Repeat until server returns an emtpy array.

Push protocol#

TODO. It's almost the same as above but with the roles reversed.

Notes and optimization ideas#

The default sort order is alphabetical by path. This could be configurable. The receiving peer should declare its desired sort order in its incoming sync query. Other choices could be oldest-first and newest-first (by document.timestamp).
The client could predict the server's list of {path,author,timestamp}. The server can send just the sha256 hash of this list, and the client will know if it matches its own prediction. For this to work:
- We need to define how to encode the list before hashing it. JSON is not deterministic enough.
- The client will have to ask the server for its outgoing sync query, and both sides will have to query and sort results in exactly the same way.
When the client requests full details of some documents, it can combine its requests into several range queries like {path_gte: "/wiki/Banana", path_lte: "/wiki/Grape"}
Peers could keep track of an additional property of documents, "timestamp received by me", which would increase monotonically within each peer. Peers could then remember "Last time I talked to Peer X, they gave me a doc they received at 17227308273. Now I can resume from that point".
- Peers would have to remember each other by device ID, not just by author address.
- This only works if syncing sorted oldest-first by timestampReceived, and if the sync query has not changed.
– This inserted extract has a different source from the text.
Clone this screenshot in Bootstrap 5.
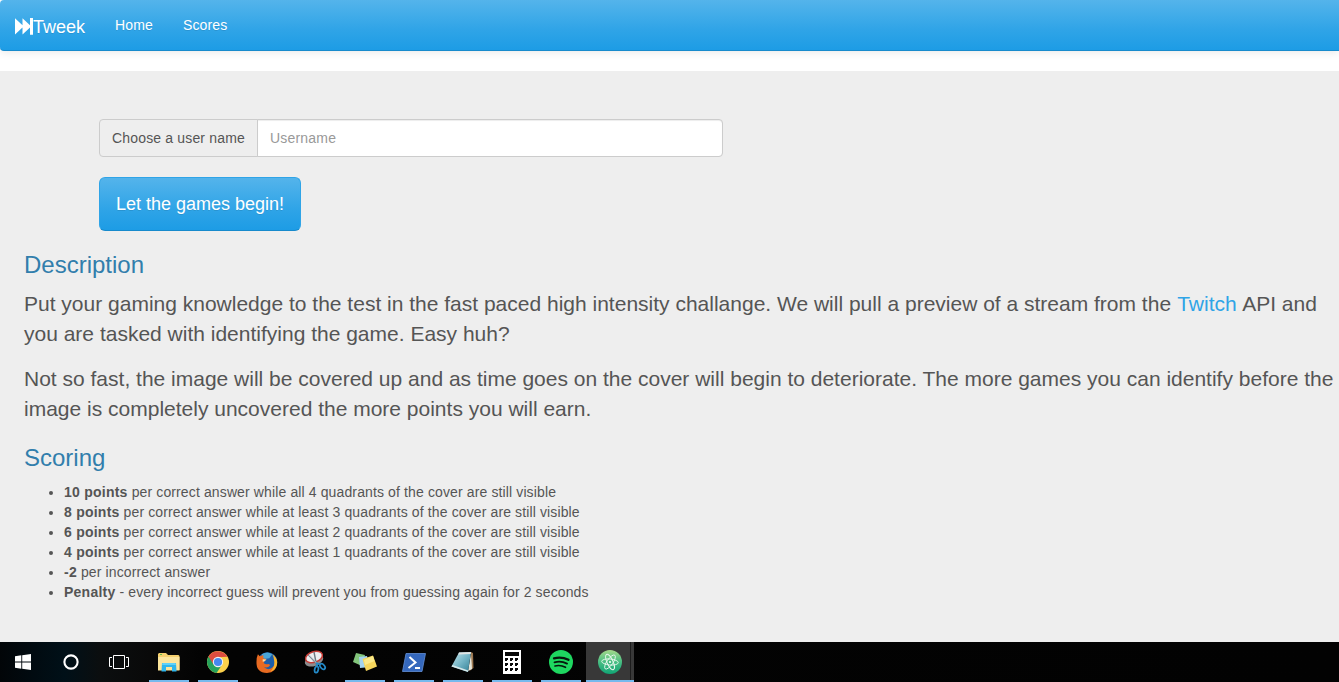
<!DOCTYPE html>
<html lang="en">
<head>
<meta charset="utf-8">
<title>Tweek</title>
<meta name="viewport" content="width=device-width, initial-scale=1">
<link href="https://cdn.jsdelivr.net/npm/bootstrap@5.3.0/dist/css/bootstrap.min.css" rel="stylesheet">
<style>
body{font:14px/20px "Liberation Sans",Arial,sans-serif;color:#555;background:#fff;height:682px;overflow:hidden}
.topnav{height:51px;border:0 solid #178acc;border-bottom-width:1px;border-radius:4px 0 0 4px;background:linear-gradient(#54b4eb,#2fa4e7 60%,#1d9ce5);box-shadow:0 1px 10px rgba(0,0,0,.1);margin-bottom:20px;padding:0 0 0 15px;flex-wrap:nowrap;justify-content:flex-start}
.topnav a{color:#fff;text-shadow:0 1px 0 rgba(0,0,0,.1);padding:0}
.topnav .navbar-brand{font-size:18px;line-height:20px;margin:3px 30px 0 0}
.topnav .nav-link{font-size:14px;line-height:20px;margin:0 30px 0 0;letter-spacing:.15px}
.hero{height:571px;background:#eee;padding:48px 0 0 24px}
.entry{padding-left:75px}
.entry .input-group{width:624px;height:38px}
.entry .input-group-text{font-size:14px;line-height:20px;padding:8px 12px;color:#555;background:#eee;border-color:#ccc;border-radius:4px;letter-spacing:.165px}
.entry .form-control{font-size:14px;line-height:20px;padding:8px 12px;border-color:#ccc;border-radius:4px;box-shadow:inset 0 1px 1px rgba(0,0,0,.075);letter-spacing:.2px}
.entry .form-control::placeholder{color:#999}
.btn-play{margin-top:20px;width:202px;height:54px;padding:0;border:1px solid #2fa4e7;border-bottom-color:#178acc;border-radius:6px;font-size:18px;line-height:26px;color:#fff;text-shadow:0 1px 0 rgba(0,0,0,.1);background:linear-gradient(#54b4eb,#2fa4e7 60%,#1d9ce5)}
.btn-play:hover{color:#fff}
.hero h2{font-size:24px;line-height:26px;color:#317eac;font-weight:400;margin:21px 0 11px}
.blurb{font-size:21px;line-height:30px;margin:0 0 15px;white-space:nowrap}
.blurb a{color:#2fa4e7;text-decoration:none;margin:0 .8px 0 .3px}
.rules{margin:0;padding-left:40px;letter-spacing:.125px}
.rules b{letter-spacing:.24px}
.taskbar{height:40px;background:linear-gradient(90deg,#020508,#001018 65px,#0b0e0f 100px,#090909 150px,#030303 200px,#020202)}
.task{width:49px;height:40px;display:flex;align-items:center;justify-content:center;flex:none}
.task svg{display:block}
.task.sys{width:48px}
.task.sys:first-child{width:47px;padding-right:1px}
.task.sys + .task:not(.sys){margin-left:1px}
.open{background:linear-gradient(#76b9ed,#76b9ed) 5px 38px/40px 2px no-repeat}
.active-app{width:48px;margin-left:1px;background:linear-gradient(#76b9ed,#76b9ed) 0 38px/48px 2px no-repeat,linear-gradient(90deg,#383838 44px,#1c1c1c 44px,#1c1c1c 45px,#383838 45px)}
</style>
</head>
<body>
<nav class="navbar topnav">
  <a class="navbar-brand d-flex align-items-center" href="#"><svg width="18" height="18" viewBox="0 0 18 18" fill="#fff"><path d="M0 .3l7.500 7V.3l7.500 7V0h3v16.700h-3V9.500l-7.500 7v-7L0 16.500z"/></svg>Tweek</a>
  <a class="nav-link" href="#">Home</a>
  <a class="nav-link" href="#">Scores</a>
</nav>
<main class="hero">
  <form class="entry">
    <div class="input-group">
      <span class="input-group-text">Choose a user name</span>
      <input class="form-control" type="text" placeholder="Username" aria-label="Username">
    </div>
    <button class="btn btn-play" type="button">Let the games begin!</button>
  </form>
  <h2>Description</h2>
  <p class="blurb">Put your gaming knowledge to the test in the fast paced high intensity challange. We will pull a preview of a stream from the <a href="#">Twitch</a> API and<br>you are tasked with identifying the game. Easy huh?</p>
  <p class="blurb">Not so fast, the image will be covered up and as time goes on the cover will begin to deteriorate. The more games you can identify before the<br>image is completely uncovered the more points you will earn.</p>
  <h2>Scoring</h2>
  <ul class="rules">
    <li><b>10 points</b> per correct answer while all 4 quadrants of the cover are still visible</li>
    <li><b>8 points</b> per correct answer while at least 3 quadrants of the cover are still visible</li>
    <li><b>6 points</b> per correct answer while at least 2 quadrants of the cover are still visible</li>
    <li><b>4 points</b> per correct answer while at least 1 quadrants of the cover are still visible</li>
    <li><b>-2</b> per incorrect answer</li>
    <li><b>Penalty</b> - every incorrect guess will prevent you from guessing again for 2 seconds</li>
  </ul>
</main>
<footer class="taskbar d-flex">
  <!-- Start -->
  <div class="task sys"><svg width="16" height="16" viewBox="0 0 16 16" fill="#fff"><path d="M0 2.2L6.3 1.3V7.5H0zM7.2 1.2L16 0v7.5H7.2zM0 8.5h6.3v6.2L0 13.8zM7.2 8.5H16V16l-8.8-1.2z"/></svg></div>
  <!-- Search -->
  <div class="task sys"><svg width="16" height="16" viewBox="0 0 16 16"><circle cx="8" cy="8" r="6.6" fill="none" stroke="#fff" stroke-width="2.1"/></svg></div>
  <!-- Task view -->
  <div class="task sys"><svg width="20" height="14" viewBox="0 0 20 14" fill="none" stroke="#fff"><path d="M4.5.5h11v13h-11zM3 2.5H.5v9H3M17 2.5h2.5v9H17"/></svg></div>
  <!-- Explorer -->
  <div class="task open"><svg width="22" height="20" viewBox="0 0 22 20"><path d="M0 2l1-1h7l2 2h10.500l1 1v14H0z" fill="#f4cf6d"/><path d="M0 5h21.500v13.500H0z" fill="#fbe49b"/><path d="M2 2h2v1H2z" fill="#65b94a"/><path d="M4 11h14l.5 8.500H14V15H8v4.500H3.500z" fill="#30b6ec"/><path d="M4.500 11h13l.5 2H4z" fill="#5ed1fa"/></svg></div>
  <!-- Chrome -->
  <div class="task open"><svg width="22" height="22" viewBox="0 0 22 22"><circle cx="11" cy="11" r="11" fill="#fbd04b"/><path d="M11 11L1.500 5.500A11 11 0 0 0 9.500 21.900L15.300 13.500z" fill="#25a25a"/><path d="M1.500 5.500a11 11 0 0 1 19 .3L11 6.200 6.500 13.500z" fill="#dc4d40"/><circle cx="11" cy="11" r="5.200" fill="#f3f3f3"/><circle cx="11" cy="11" r="4.100" fill="#4688ee"/></svg></div>
  <!-- Firefox -->
  <div class="task"><svg width="22" height="23" viewBox="0 0 23 23"><circle cx="12" cy="11" r="10.300" fill="#1b5eab"/><path d="M6 3q6-4 11 0l-3 4-7 1z" fill="#4aa5d8"/><path d="M2 3q1 1 2 2 2-1 4-1-1 2 0 3l3 1-2 2-1 2q2 2 5 1l2 1q-3 4-7 2 5 5 10 0 3-4 1-11 3 2 3 7Q21.500 22 11.500 22.500 0 22 .500 11 .500 6 2 3z" fill="#e76a21"/><path d="M17 3q7 5 4.500 12Q20 20 15 21q5-5 4-11 0-4-2-7z" fill="#f7b52e"/><path d="M7 8l4 .3-2 2-2 .5z" fill="#f9dca7"/></svg></div>
  <!-- Snipping Tool -->
  <div class="task"><svg width="23" height="24" viewBox="0 0 23 24"><ellipse cx="10" cy="10.500" rx="9.500" ry="5.500" transform="rotate(-20 10 10.500)" fill="#8a8c8e"/><ellipse cx="10" cy="7" rx="8.700" ry="5.300" transform="rotate(-18 10 7)" fill="#eceef0" stroke="#c63b35" stroke-width="1.500"/><path d="M4.500 5l9 9.500M10 2l2.500 13" stroke="#6c7982" stroke-width="1.400"/><path d="M5 5l8 8.500" stroke="#dfe7ed" stroke-width=".7"/><g fill="none" stroke="#2389c7" stroke-width="1.800"><ellipse cx="12.500" cy="19.500" rx="1.800" ry="3.200" transform="rotate(12 12.500 19.500)"/><ellipse cx="18.500" cy="16.500" rx="3.200" ry="2" transform="rotate(50 18.500 16.500)"/><path d="M12 13l4 1.500M13.500 13l-.8 4"/></g></svg></div>
  <!-- Sticky Notes -->
  <div class="task open"><svg width="24" height="20" viewBox="0 0 24 20"><path d="M3 1l9 2-3 11-9-4z" fill="#83c67c"/><path d="M6 5l8-1 3 11-10 1z" fill="#a4d3ef"/><path d="M9.500 7L20 3.500l4 11L13 19z" fill="#f6d65c"/><path d="M11 8l9-4 1.500 5L12 13z" fill="#fbe989"/></svg></div>
  <!-- PowerShell -->
  <div class="task open"><svg width="24" height="19" viewBox="0 0 24 19"><path d="M4 .5h19.500L20 18.500H.500z" fill="#3568bd" stroke="#6391d7" stroke-width=".8"/><path d="M7.500 4l6 5.500-7 5.500M13 15h5" fill="none" stroke="#fff" stroke-width="2"/></svg></div>
  <!-- Notepad -->
  <div class="task open"><svg width="24" height="22" viewBox="0 0 24 22"><defs><linearGradient id="pad" x2="1" y2="1"><stop stop-color="#c5e4ec"/><stop offset=".5" stop-color="#76b6c7"/><stop offset="1" stop-color="#2f7d93"/></linearGradient></defs><path d="M20 1l2 1 .5 15-4 3z" fill="#9b7750"/><path d="M20 3l1 15-4 2z" fill="#e5e4d9"/><path d="M8 1.500L20 1l-3 20L.500 15.500z" fill="url(#pad)"/><path d="M8 1.500L20 1l-.3 2L7.300 3.500z" fill="#e0e4e4"/><path d="M.500 15.500L17 21l.3-1.500L1.500 14z" fill="#d6e7ea"/></svg></div>
  <!-- Calculator -->
  <div class="task open"><svg width="18" height="24" viewBox="0 0 18 24"><path d="M0 0h18v24H0z" fill="#fff"/><path d="M2 2h14v4H2zM2 8h3v2H4v1H2zM7 8h3v2H9v1H7zM12 8h3v2h-1v1h-2zM2 13h3v2H4v1H2zM7 13h3v2H9v1H7zM12 13h3v2h-1v1h-2zM2 18h3v2H4v1H2zM7 18h3v2H9v1H7zM12 18h3v2h-1v1h-2z" fill="#080808"/></svg></div>
  <!-- Spotify -->
  <div class="task open"><svg width="24" height="24" viewBox="0 0 24 24"><circle cx="12" cy="12" r="12" fill="#1ed760"/><g fill="none" stroke="#07160c" stroke-linecap="round"><path d="M5 8.300q7.500-2 14.500 1.500" stroke-width="2.300"/><path d="M5.500 12.300q6.500-1.800 12.500 1.300" stroke-width="1.900"/><path d="M6 16q5.500-1.300 10.500 1.300" stroke-width="1.600"/></g></svg></div>
  <!-- Atom -->
  <div class="task active-app"><svg width="24" height="24" viewBox="0 0 24 24"><defs><linearGradient id="atom" x2="0" y2="1"><stop stop-color="#a5d98a"/><stop offset=".5" stop-color="#48bd83"/><stop offset="1" stop-color="#10a575"/></linearGradient></defs><circle cx="12" cy="12" r="12" fill="url(#atom)"/><g fill="none" stroke="#e9f8ee" stroke-width=".9"><ellipse cx="12" cy="12" rx="3" ry="8.300" transform="rotate(-25 12 12)"/><ellipse cx="12" cy="12" rx="3" ry="8.300" transform="rotate(35 12 12)"/><ellipse cx="12" cy="12" rx="3" ry="8.300" transform="rotate(95 12 12)"/></g><circle cx="12" cy="12" r="1" fill="#fff"/></svg></div>
</footer>
<script src="https://cdn.jsdelivr.net/npm/bootstrap@5.3.0/dist/js/bootstrap.bundle.min.js"></script>
</body>
</html>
Otherwise you might have a gap in the documents which would never be filled.
- If a peer does something drastic like removing a workspace and adding it back again, they might need to reset their deviceID.
- There is reduced privacy if you can know a device's deviceID and the timestampReceived of its documents. You could figure out which device is the original source for a document by comparing those timestamps, and you could learn when a user is on their phone, their home computer or work computer.